L’âge et l’expérience avaient confirmé Lefraçais dans son inclination. À côte des portraits de Delescluze, de Vermorel et de Varlin, parmi d’autres portraits de famille souriant à son cœur, on ne voyait plus, à la fin, épinglées aux murs de sa chambre, que les images de Bakounine, de Kropotkine et de Reclus, qui parlaient à son intelligence passionnée d’harmonie et de justice, le seul langage qu’elle comprit désormais.

Les dernières volontés de Lefrançais furent suivies, au delà peut-être de ce qu’il avait espéré,

Le dimanche 19 mai 1901, en effet, nous le conduisions au Père-Lachaise, en même temps que s’y rendaient les révolutionnaires en pèlerinage annuel au mur des fédérés. On eut dit qu’il y allait aussi, pour la dernière fois… Et de fait, il y alla,… il y alla sous le drap des membres de la Commune, à grand peine obtenu ; il y alla entre deux haies d’agents témoignant que la République est restée fidèle aux traditions de l’Empire.

Mais nous ne nous attendions pas à ce qu’il allât plus loin que son bucher…

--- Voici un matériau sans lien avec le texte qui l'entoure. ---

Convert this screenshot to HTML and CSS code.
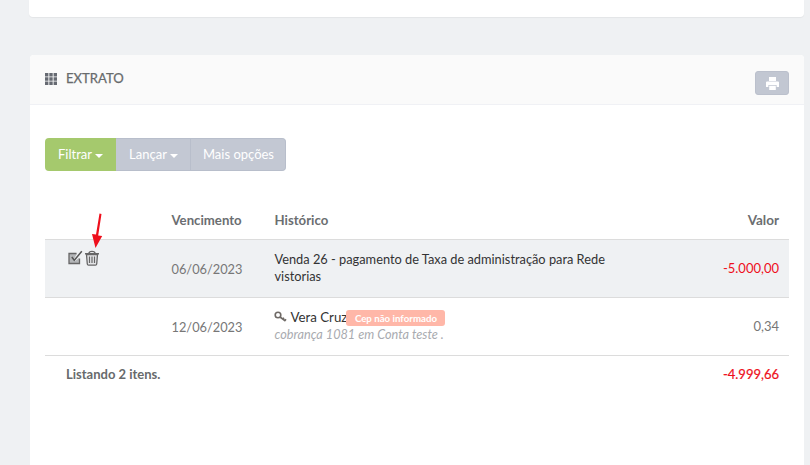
FILE: index.html
```html
<!DOCTYPE html>
<html lang="pt-BR">
<head>
<meta charset="utf-8">
<title>Extrato</title>
<link rel="stylesheet" href="styles.css">
</head>
<body>
<div class="page">
  <div class="card-top"></div>
  <section class="card">
    <header class="card-head">
      <h2 class="card-title">
        <svg class="grid-icon" width="12" height="12" viewBox="0 0 12 12"><path fill="#666a72" d="M0 0h3.400v3.400H0zM4.300 0h3.400v3.400H4.300zM8.600 0H12v3.400H8.600zM0 4.300h3.400v3.400H0zM4.300 4.300h3.400v3.400H4.300zM8.600 4.300H12v3.400H8.600zM0 8.600h3.400V12H0zM4.300 8.600h3.400V12H4.300zM8.600 8.600H12V12H8.600z"/></svg>
        EXTRATO
      </h2>
      <button class="print-btn" aria-label="Imprimir">
        <svg width="13" height="13" viewBox="0 0 13 13"><path fill="#fff" d="M3 0h7v4H3zM1 4.600h11a1 1 0 0 1 1 1V10h-2.400V8H2.400v2H0V5.600a1 1 0 0 1 1-1zM3.200 8.800h6.600V13H3.200z"/></svg>
      </button>
    </header>
    <div class="card-body">
      <div class="btn-group">
        <button class="btn btn-green">Filtrar<span class="caret"></span></button>
        <button class="btn">Lançar<span class="caret"></span></button>
        <button class="btn">Mais opções</button>
      </div>
      <table class="extrato">
        <thead>
          <tr>
            <th class="col-actions"></th>
            <th class="col-date">Vencimento</th>
            <th class="col-hist">Histórico</th>
            <th class="col-val">Valor</th>
          </tr>
        </thead>
        <tbody>
          <tr class="row-hl">
            <td class="col-actions cell-actions">
              <span class="actions">
                <svg width="15" height="15" viewBox="0 0 15 15"><path fill="#b4b6b8" d="M1 3.500h8L6 9l.5 2.500L11 8v5.500H1z"/><path fill="none" stroke="#666" stroke-width="1.300" d="M11.500 8.500v5H1V3.500h7.500"/><path fill="none" stroke="#555" stroke-width="1.500" d="M3.800 7l2.500 3.200L13.800 1.300"/></svg>
                <svg width="16" height="16" viewBox="0 0 16 16"><path fill="#e4e5e7" stroke="#666" stroke-width="1.300" d="M2.500 4.500l.8 9.500a1.300 1.300 0 0 0 1.300 1.200h6.800a1.300 1.300 0 0 0 1.300-1.200l.8-9.500z"/><path fill="none" stroke="#666" stroke-width="1.400" d="M1 3.700h14M5 3.500C5 .6 11 .6 11 3.500"/><path stroke="#666" stroke-width="1.200" d="M5.500 6.500V13M8 6.500V13M10.500 6.500V13"/></svg>
              </span>
            </td>
            <td class="col-date">06/06/2023</td>
            <td class="col-hist"><div class="hist-text">Venda 26 - pagamento de Taxa de administração para Rede vistorias</div></td>
            <td class="col-val neg">-5.000,00</td>
          </tr>
          <tr>
            <td class="col-actions"></td>
            <td class="col-date">12/06/2023</td>
            <td class="col-hist">
              <div class="hist-line">
                <svg class="key" width="14" height="12" viewBox="0 0 14 12"><circle cx="4" cy="4" r="2.800" fill="none" stroke="#6f6a66" stroke-width="1.600"/><path fill="none" stroke="#6f6a66" stroke-width="1.600" d="M6 6l5.500 4M9 8l1-1.200M11 9.500l1-1.200"/></svg><span>Vera Cruz</span><span class="badge">Cep não informado</span>
              </div>
              <div class="hist-sub">cobrança 1081 em Conta teste .</div>
            </td>
            <td class="col-val muted">0,34</td>
          </tr>
        </tbody>
        <tfoot>
          <tr>
            <td colspan="3" class="foot-label">Listando 2 itens.</td>
            <td class="col-val neg foot-val">-4.999,66</td>
          </tr>
        </tfoot>
      </table>
      <svg class="arrow" width="14" height="36" viewBox="0 0 14 36"><path fill="#ee0f1c" d="M9.500 0.500l2 .4-3.300 21.500 4 .7L5.500 35 2 21l4 .6z"/></svg>
    </div>
  </section>
</div>
</body>
</html>
```
FILE: styles.css
```css
* { box-sizing: border-box; }
html, body { margin: 0; height: 100%; overflow: hidden; }
body {
  background: #eff1f3;
  font-family: Lato, "Open Sans", sans-serif;
  font-size: 13px;
  color: #676a6c;
}
.page { padding: 0 6px 0 29px; }
.card-top {
  height: 17px;
  background: #fff;
  border-radius: 0 0 4px 4px;
  box-shadow: 0 1px 1px rgba(0, 0, 0, .05);
}
.card {
  position: relative;
  margin: 38px 0 0 1px;
  height: 420px;
  background: #fff;
  border-radius: 4px 4px 0 0;
}
.card-head {
  height: 50px;
  padding: 0 15px;
  background: #fafafa;
  border-bottom: 1px solid #f0f1f5;
  border-radius: 4px 4px 0 0;
  display: flex;
  align-items: flex-start;
  justify-content: space-between;
}
.card-title {
  margin: 15px 0 0;
  font-size: 13.100px;
  font-weight: 400;
  line-height: 17px;
  color: #676a6c;
  display: flex;
  align-items: center;
  gap: 9px;
  -webkit-text-stroke: .25px #676a6c;
}
.print-btn {
  margin: 16px 0 0;
  width: 34px;
  height: 24px;
  padding: 1px 0 0;
  background: #c2c7d2;
  border: 1px solid #bbc0cc;
  border-radius: 3px;
  display: flex;
  align-items: center;
  justify-content: center;
}
.card-body { padding: 33px 15px 0; }
.btn-group { display: flex; height: 33px; }
.btn {
  height: 33px;
  padding: 0;
  border: 1px solid #b8becb;
  border-left-width: 0;
  background: #c3c8d3;
  color: #fff;
  font-family: inherit;
  font-size: 13px;
  line-height: 29px;
}
.btn:last-child { border-radius: 0 4px 4px 0; }
.btn-green {
  width: 71px;
  background: #a5c96d;
  border: 0;
  border-radius: 4px 0 0 4px;
}
.btn:nth-child(2) { width: 75px; padding-left: 1px; }
.btn:nth-child(3) { width: 95px; padding-left: 1px; }
.caret {
  display: inline-block;
  margin-left: 3px;
  vertical-align: middle;
  border-top: 4px solid #fff;
  border-left: 4px solid transparent;
  border-right: 4px solid transparent;
}
.extrato {
  width: 744px;
  margin-top: 33px;
  border-collapse: collapse;
  table-layout: fixed;
  color: #676a6c;
}
.extrato th {
  height: 35px;
  padding: 0 0 3px;
  font-size: 13.200px;
  font-weight: 700;
  text-align: left;
  color: #6b6e71;
  border-bottom: 1px solid #dcdcdc;
}
.extrato td { height: 58px; padding: 0; border-bottom: 1px solid #dcdcdc; }
.col-actions { width: 126.500px; }
.col-date { width: 103px; color: #777; }
.extrato td.col-date { padding-top: 1px; font-size: 12.800px; }
.col-hist { width: 415px; }
.extrato .col-val { text-align: right; padding-right: 10px; }
.extrato th.col-val { font-size: 13.500px; }
.row-hl td { background: #eff1f3; }
.cell-actions { vertical-align: top; }
.actions { display: flex; align-items: center; gap: 1px; padding: 10px 0 0 23px; }
.hist-text { width: 350px; font-size: 12.800px; line-height: 17px; color: #333; }
.hist-line { display: flex; align-items: center; height: 17px; color: #333; font-size: 13.300px; line-height: 17px; margin-top: -1px; }
.key { margin: 0 3px 0 -1px; }
.badge {
  margin: 1px 0 0 -1px;
  height: 16px;
  padding: 0 8.500px;
  background: #ffb7a8;
  color: #fff;
  border-radius: 3px;
  font-size: 9.700px;
  font-weight: 700;
  line-height: 16px;
}
.hist-sub { font-size: 12.700px; font-style: italic; line-height: 17px; color: #a9abb0; }
.neg { color: #ee0f1c; }
.muted { color: #777; }
.extrato tfoot td { height: 38px; border-bottom: 0; padding-bottom: 1px; }
.foot-label { padding-left: 21px !important; font-weight: 700; font-size: 13px; color: #676a6c; }
.foot-val { font-weight: 400; -webkit-text-stroke: .2px #ee0f1c; }
.arrow { position: absolute; left: 60px; top: 158px; }
```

Après l’incinération, comme nous sortions, nous vîmes de la cheminée du four crématoire, une tremblante fumée que la brise rabattit vers L’endroit où tombaient, en 71, les suprêmes défenseurs de la Commune. Si bien que la substance de notre grand ami, volatilisée, passaient dans le cortège saluant les héros et se mêlait à ce chant de l’Internationale, que précisément Eugène Pottier a dédiée à Lefrançais !

Mais il nous restait encore un devoir à remplir.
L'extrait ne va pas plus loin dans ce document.